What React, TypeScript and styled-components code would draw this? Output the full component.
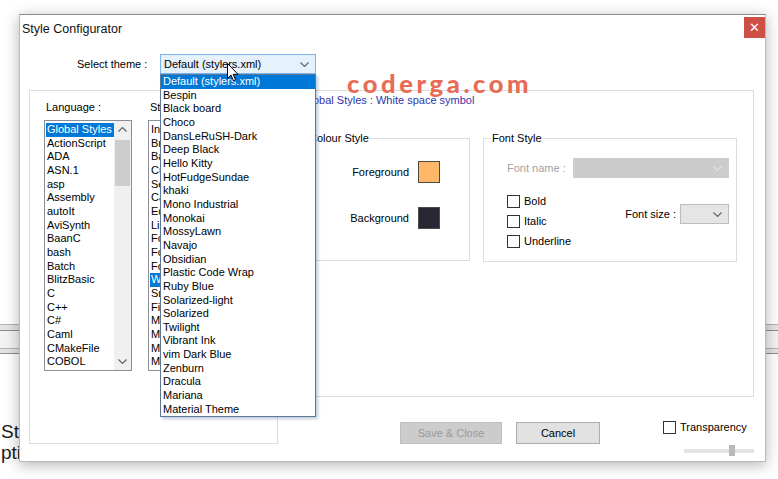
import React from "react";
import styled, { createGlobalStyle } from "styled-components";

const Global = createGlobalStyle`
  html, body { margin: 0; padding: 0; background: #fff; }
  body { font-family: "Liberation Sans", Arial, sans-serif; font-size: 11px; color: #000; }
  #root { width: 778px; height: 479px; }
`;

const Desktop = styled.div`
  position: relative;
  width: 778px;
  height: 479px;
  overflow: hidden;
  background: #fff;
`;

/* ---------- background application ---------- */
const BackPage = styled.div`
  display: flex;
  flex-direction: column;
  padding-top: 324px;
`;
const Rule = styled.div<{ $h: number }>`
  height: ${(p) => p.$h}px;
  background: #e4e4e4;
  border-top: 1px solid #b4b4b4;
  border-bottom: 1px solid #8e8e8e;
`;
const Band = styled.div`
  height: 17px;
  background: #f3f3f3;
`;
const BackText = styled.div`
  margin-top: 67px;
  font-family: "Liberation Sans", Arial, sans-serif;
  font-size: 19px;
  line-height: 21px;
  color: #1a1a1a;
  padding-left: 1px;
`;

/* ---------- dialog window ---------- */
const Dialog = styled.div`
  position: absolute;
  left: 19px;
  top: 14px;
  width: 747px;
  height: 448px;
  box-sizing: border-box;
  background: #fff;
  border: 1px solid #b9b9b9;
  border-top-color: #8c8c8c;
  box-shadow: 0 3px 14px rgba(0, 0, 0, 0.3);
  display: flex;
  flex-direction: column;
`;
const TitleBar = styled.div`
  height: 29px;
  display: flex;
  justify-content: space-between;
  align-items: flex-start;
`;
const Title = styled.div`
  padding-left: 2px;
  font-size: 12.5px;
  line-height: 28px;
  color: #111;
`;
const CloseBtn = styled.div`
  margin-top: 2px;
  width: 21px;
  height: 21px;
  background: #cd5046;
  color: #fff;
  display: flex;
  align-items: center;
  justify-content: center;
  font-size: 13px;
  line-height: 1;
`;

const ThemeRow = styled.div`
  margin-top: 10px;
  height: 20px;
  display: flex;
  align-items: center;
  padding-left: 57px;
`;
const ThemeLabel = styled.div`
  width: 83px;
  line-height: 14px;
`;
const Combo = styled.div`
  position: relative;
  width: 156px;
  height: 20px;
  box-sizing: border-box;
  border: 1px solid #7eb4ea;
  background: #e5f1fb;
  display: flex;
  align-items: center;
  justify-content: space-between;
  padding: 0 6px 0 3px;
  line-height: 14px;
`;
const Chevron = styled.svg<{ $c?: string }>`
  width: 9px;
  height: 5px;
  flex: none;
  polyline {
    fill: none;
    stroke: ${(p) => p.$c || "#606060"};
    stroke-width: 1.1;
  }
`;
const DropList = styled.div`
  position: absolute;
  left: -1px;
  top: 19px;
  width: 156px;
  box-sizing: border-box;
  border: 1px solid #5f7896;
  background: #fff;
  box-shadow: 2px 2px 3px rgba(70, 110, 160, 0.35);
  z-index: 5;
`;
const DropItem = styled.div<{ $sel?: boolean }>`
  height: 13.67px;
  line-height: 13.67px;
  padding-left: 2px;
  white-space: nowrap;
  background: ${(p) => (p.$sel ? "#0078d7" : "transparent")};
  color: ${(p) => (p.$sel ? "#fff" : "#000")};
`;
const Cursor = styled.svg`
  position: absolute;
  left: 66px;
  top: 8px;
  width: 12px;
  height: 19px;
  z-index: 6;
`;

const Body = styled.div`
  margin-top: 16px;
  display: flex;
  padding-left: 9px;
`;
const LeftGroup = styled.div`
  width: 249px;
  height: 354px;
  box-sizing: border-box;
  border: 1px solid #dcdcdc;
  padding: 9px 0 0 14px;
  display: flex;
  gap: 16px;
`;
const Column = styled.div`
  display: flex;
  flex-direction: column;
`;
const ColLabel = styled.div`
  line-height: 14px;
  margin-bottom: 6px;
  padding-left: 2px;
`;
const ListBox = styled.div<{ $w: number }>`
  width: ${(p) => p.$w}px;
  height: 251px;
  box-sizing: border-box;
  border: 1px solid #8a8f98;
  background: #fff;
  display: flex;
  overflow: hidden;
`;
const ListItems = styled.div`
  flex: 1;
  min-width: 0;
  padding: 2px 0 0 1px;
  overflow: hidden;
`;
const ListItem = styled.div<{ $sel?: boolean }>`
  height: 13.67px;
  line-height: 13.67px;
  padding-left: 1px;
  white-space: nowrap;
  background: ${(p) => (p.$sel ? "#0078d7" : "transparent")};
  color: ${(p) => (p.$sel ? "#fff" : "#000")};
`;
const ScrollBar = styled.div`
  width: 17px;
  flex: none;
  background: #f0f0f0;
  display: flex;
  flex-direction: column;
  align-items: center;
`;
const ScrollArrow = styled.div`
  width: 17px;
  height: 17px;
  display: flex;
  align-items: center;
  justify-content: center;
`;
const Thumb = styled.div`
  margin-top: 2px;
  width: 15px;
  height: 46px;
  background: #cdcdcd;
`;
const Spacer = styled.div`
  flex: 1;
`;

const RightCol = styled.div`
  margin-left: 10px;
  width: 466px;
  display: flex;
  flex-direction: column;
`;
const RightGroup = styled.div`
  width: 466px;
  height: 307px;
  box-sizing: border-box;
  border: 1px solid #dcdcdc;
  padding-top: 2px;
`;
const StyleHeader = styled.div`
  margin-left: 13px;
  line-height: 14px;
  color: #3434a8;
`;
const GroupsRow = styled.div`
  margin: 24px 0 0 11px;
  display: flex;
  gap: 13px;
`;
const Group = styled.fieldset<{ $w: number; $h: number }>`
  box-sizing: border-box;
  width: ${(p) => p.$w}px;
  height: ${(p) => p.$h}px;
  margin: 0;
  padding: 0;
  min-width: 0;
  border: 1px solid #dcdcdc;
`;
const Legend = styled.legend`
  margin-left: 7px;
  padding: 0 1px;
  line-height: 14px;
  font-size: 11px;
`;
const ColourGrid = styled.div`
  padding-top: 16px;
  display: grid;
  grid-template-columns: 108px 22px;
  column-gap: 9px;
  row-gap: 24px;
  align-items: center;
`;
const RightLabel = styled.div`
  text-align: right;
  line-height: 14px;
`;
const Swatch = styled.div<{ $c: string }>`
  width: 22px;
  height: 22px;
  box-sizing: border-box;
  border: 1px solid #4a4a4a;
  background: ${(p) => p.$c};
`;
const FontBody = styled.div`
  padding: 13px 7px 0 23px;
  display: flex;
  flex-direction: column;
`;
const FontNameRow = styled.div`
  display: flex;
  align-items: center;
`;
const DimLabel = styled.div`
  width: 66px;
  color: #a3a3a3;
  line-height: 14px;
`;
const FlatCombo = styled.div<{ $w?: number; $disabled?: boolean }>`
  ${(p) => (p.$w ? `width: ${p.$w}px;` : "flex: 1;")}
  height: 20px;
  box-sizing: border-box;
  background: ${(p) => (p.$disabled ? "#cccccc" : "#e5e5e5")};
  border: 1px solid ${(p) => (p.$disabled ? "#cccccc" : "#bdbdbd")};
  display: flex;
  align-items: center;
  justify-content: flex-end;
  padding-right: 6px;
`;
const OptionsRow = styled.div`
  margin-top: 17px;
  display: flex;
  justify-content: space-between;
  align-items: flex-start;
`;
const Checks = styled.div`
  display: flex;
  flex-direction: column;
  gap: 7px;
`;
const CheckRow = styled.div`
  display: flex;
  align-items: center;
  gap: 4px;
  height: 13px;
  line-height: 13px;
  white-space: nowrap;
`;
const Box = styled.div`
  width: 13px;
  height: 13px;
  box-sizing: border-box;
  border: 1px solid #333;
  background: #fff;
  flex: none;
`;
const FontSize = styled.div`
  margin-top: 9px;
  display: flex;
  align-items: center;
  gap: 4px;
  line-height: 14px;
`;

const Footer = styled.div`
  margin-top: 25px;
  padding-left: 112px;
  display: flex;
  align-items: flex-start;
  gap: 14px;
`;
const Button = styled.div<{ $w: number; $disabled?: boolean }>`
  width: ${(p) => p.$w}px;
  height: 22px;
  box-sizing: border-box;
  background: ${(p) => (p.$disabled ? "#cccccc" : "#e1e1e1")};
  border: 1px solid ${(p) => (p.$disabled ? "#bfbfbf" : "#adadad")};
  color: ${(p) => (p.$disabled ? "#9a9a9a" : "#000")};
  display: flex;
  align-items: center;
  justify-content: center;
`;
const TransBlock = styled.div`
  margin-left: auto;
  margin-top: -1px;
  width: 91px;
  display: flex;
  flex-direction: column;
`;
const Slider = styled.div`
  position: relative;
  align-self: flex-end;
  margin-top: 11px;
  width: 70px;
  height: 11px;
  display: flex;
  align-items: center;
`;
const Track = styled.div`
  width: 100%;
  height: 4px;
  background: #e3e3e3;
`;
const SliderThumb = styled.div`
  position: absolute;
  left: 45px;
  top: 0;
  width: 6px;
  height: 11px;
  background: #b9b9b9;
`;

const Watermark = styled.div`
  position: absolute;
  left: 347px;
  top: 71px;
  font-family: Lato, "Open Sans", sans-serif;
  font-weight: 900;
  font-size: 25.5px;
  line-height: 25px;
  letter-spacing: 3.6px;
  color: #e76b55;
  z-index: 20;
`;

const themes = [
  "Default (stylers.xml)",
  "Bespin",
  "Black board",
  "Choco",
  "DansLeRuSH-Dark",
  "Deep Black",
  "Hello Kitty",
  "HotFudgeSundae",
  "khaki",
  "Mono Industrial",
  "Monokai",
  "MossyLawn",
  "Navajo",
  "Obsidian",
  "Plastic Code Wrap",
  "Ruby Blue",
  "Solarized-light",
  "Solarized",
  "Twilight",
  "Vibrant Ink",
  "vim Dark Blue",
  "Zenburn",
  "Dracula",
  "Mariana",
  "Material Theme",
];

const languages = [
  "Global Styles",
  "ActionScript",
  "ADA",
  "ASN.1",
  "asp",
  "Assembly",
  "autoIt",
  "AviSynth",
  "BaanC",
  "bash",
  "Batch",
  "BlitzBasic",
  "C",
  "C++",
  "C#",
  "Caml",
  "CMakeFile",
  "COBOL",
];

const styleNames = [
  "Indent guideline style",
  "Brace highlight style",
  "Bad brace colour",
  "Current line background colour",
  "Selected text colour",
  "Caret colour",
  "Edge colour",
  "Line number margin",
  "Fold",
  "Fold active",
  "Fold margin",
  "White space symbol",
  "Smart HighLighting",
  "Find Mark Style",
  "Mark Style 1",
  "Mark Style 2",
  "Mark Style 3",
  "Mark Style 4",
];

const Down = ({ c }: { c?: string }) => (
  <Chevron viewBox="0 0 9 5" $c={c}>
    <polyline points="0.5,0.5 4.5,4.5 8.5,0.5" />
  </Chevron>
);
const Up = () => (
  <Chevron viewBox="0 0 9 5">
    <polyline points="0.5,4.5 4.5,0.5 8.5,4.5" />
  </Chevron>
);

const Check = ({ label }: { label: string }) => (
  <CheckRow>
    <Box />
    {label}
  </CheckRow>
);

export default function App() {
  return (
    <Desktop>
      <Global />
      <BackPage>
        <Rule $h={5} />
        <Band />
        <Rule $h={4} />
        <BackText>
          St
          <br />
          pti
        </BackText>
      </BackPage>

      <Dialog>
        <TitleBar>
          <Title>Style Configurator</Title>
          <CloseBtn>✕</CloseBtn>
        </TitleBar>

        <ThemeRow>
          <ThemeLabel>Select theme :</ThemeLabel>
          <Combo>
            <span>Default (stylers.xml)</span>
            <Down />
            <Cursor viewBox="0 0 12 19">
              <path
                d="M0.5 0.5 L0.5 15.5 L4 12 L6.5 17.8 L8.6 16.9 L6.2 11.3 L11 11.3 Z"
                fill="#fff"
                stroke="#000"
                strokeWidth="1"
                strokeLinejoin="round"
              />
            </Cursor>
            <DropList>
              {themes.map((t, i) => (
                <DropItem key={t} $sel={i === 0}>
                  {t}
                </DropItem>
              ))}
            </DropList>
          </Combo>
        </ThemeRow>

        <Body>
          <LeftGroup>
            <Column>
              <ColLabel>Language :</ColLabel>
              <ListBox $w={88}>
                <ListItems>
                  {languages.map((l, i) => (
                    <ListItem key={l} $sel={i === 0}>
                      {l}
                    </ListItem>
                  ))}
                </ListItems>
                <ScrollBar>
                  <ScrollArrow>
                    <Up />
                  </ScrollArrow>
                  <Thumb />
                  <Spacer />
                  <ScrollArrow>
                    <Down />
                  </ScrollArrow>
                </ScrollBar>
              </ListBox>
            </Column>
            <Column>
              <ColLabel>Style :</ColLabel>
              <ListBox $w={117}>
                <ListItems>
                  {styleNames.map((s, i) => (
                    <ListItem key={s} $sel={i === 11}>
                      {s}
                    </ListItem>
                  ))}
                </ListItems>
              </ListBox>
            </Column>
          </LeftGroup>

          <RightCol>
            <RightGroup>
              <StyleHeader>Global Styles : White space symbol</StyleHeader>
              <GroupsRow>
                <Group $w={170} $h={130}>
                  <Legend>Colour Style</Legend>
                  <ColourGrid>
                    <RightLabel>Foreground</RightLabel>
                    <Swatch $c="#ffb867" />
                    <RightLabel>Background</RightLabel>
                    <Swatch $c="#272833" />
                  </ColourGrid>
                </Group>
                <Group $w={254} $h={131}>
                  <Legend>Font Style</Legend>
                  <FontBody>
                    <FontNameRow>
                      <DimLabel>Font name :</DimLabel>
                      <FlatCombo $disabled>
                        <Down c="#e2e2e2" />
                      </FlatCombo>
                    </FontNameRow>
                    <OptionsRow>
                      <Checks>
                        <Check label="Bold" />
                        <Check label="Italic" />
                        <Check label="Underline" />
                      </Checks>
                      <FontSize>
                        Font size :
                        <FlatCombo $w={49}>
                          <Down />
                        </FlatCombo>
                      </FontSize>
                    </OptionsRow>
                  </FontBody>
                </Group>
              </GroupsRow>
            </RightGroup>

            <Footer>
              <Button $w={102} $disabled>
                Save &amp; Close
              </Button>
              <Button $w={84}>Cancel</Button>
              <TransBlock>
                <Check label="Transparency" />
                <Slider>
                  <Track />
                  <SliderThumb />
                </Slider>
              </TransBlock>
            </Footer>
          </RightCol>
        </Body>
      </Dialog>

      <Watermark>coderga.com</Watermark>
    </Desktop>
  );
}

+++

#### Stated task
Find the string "React" in the listing and return every line that holds it.

#### Written solution
What React, TypeScript and styled-components code would draw this? Output the full component.
import React from "react";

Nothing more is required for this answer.